Problem details — Provide only the number of lines in the data below that contain the string "components".

Source data —
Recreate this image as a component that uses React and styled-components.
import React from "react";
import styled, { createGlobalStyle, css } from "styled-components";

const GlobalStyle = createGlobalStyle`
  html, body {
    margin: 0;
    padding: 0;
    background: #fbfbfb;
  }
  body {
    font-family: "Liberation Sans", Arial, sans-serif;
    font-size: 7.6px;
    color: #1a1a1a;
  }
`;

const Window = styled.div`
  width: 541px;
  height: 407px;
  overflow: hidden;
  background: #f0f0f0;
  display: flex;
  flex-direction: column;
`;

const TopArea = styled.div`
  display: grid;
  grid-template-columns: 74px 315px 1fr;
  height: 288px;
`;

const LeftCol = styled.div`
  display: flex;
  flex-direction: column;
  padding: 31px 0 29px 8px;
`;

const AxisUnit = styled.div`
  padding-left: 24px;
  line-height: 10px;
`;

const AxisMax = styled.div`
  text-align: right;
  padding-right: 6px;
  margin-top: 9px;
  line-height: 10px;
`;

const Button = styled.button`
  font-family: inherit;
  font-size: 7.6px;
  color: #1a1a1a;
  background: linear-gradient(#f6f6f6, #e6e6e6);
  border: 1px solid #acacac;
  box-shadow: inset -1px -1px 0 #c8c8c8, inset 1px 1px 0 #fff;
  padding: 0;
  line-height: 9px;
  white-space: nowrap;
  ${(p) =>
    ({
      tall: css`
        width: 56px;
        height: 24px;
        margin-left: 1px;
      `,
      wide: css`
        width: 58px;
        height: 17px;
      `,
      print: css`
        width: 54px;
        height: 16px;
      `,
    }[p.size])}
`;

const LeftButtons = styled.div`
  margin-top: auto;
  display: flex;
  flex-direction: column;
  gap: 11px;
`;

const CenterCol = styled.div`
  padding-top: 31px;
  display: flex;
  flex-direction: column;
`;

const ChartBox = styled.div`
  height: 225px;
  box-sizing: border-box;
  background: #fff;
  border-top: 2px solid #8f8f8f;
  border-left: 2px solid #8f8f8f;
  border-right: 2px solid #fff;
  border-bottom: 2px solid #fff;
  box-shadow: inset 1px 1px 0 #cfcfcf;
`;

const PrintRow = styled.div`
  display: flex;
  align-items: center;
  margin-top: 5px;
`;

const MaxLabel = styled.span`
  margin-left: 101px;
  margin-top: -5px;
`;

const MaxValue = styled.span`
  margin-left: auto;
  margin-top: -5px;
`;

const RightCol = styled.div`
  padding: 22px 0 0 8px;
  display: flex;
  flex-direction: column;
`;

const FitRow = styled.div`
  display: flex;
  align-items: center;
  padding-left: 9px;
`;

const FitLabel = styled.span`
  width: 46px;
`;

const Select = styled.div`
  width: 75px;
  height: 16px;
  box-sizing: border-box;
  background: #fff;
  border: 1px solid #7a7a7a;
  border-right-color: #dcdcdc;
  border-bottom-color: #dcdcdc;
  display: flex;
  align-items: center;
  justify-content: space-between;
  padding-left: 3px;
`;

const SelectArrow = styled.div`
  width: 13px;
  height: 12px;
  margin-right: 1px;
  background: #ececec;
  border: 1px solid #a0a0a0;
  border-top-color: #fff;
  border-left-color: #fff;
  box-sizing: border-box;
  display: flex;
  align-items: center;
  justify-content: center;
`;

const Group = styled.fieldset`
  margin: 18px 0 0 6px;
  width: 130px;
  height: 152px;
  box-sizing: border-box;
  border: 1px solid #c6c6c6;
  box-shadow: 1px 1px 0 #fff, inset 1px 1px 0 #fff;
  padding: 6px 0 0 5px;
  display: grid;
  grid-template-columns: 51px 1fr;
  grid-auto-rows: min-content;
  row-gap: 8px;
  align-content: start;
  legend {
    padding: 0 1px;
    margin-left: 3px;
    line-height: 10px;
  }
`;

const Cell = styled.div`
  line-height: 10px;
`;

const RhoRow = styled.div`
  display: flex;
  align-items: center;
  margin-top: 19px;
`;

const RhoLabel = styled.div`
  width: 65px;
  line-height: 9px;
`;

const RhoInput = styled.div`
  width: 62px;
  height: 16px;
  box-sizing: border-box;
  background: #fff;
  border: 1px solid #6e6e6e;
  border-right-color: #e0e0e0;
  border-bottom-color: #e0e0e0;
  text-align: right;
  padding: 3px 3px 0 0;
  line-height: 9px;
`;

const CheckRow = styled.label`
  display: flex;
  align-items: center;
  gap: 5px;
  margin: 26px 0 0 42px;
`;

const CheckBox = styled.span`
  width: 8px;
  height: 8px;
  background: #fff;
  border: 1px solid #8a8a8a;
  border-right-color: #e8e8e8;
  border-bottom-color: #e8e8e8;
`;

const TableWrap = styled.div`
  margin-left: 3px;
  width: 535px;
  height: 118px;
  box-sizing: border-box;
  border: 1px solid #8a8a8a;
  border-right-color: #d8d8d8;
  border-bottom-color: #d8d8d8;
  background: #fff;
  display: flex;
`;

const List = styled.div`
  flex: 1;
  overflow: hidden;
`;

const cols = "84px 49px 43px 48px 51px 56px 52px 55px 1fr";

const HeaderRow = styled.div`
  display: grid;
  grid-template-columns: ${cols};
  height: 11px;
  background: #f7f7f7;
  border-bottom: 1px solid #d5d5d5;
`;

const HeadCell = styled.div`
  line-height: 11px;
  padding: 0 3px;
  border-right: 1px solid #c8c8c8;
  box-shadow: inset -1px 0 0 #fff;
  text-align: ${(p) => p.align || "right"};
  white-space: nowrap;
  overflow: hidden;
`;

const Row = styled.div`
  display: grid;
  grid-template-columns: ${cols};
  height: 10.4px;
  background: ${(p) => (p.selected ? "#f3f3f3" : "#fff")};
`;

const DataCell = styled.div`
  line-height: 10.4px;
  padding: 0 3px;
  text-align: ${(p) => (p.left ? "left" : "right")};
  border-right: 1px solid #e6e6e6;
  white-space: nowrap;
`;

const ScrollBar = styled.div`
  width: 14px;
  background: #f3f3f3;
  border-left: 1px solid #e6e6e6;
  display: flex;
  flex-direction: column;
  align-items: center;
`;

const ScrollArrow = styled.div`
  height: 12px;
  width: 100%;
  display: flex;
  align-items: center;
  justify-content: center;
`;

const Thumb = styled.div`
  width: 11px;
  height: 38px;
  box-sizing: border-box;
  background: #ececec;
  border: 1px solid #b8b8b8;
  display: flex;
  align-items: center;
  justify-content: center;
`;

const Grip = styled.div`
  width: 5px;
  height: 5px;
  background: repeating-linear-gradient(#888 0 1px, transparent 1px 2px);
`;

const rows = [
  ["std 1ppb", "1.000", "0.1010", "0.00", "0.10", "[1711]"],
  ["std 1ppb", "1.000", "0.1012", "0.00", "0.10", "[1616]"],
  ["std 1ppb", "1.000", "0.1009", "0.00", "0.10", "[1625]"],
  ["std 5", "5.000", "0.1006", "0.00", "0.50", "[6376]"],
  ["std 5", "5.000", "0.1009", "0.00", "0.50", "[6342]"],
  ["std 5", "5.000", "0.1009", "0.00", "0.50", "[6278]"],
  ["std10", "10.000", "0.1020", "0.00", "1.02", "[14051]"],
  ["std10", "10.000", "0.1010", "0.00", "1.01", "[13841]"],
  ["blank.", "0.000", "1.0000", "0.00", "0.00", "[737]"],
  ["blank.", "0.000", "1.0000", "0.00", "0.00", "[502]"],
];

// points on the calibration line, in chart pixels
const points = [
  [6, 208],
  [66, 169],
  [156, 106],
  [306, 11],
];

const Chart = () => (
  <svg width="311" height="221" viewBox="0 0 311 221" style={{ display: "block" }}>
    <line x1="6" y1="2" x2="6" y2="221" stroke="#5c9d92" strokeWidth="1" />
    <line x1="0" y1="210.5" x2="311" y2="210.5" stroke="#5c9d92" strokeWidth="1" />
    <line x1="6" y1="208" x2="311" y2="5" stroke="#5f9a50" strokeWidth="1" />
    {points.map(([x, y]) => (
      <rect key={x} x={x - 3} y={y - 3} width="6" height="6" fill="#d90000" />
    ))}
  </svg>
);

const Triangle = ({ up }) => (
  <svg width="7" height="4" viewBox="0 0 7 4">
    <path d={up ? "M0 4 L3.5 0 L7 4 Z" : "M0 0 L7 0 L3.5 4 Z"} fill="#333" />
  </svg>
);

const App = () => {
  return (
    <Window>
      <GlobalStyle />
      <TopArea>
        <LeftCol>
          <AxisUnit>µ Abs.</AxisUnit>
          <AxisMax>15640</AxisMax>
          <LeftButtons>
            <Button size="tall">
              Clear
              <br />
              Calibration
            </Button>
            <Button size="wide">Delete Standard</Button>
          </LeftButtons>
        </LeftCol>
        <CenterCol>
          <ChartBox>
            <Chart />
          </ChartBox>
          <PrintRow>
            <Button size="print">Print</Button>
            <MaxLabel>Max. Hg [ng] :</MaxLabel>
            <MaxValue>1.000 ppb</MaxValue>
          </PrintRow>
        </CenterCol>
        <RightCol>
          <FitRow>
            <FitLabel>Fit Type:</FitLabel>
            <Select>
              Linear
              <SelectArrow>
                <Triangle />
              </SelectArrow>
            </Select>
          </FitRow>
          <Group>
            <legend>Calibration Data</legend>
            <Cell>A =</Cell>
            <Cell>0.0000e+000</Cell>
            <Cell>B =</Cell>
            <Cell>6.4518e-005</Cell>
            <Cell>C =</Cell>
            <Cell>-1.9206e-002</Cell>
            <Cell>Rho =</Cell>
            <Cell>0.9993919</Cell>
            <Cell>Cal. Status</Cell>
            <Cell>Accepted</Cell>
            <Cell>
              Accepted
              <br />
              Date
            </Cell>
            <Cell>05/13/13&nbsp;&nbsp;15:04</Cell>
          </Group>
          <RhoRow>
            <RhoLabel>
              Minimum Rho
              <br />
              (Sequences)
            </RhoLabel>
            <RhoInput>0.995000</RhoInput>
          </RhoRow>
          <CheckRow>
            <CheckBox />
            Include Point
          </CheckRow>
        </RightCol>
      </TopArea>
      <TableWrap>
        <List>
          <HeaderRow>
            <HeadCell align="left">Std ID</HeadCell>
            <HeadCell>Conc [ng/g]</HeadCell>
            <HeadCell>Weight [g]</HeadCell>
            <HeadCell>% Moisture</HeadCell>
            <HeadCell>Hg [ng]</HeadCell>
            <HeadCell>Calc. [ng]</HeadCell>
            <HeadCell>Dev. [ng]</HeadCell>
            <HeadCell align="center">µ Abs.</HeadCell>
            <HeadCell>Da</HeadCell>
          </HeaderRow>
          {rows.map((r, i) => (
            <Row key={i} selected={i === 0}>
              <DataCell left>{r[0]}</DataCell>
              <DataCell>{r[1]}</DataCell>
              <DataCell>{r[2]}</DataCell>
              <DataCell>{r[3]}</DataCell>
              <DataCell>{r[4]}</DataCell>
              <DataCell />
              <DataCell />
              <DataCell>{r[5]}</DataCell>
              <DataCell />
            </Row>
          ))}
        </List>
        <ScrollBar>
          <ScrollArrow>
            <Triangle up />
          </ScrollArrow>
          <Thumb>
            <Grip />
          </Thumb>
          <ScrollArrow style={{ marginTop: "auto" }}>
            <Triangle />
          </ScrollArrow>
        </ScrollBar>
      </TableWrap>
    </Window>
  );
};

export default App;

Answer to this task — 2